If you view Hancock as an album, then the first five episodes are hit singles whilst the last, The Succession – Son and Heir, is resolutely an album track.

It’s not a bad episode, but compared to the other five it’s not quite in the same class.  The premise is bright enough though, Tony decides the time has come to perpetuate the line and produce a heir, so a bride is sought.  But thanks to his luck with the opposite sex in the end he decides to stay single.

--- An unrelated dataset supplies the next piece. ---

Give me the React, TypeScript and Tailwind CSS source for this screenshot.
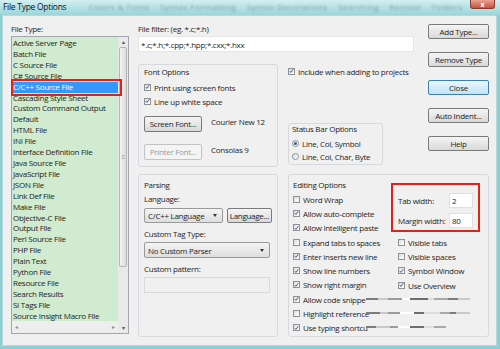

There’s still plenty of quotable moments though, particularly when Tony’s thumbing through his little black book for suitable partners: “Elsie Biggs: 42-36- ….. oh no, that’s her phone number. Still, I don’t fancy her pounding about the house all day long. She’s a bit too hefty for me. She had me over a few times.”

Conclusion

Classic comedy that nobody should be without.  There’s a boxset containing all the surviving BBC TV episodes or if you just want to sample this series, then The Best of Hancock is a single DVD with five of the six episodes (excluding The Succession).  Either way, no collection of British television comedy can be complete without something from the Lad Himself.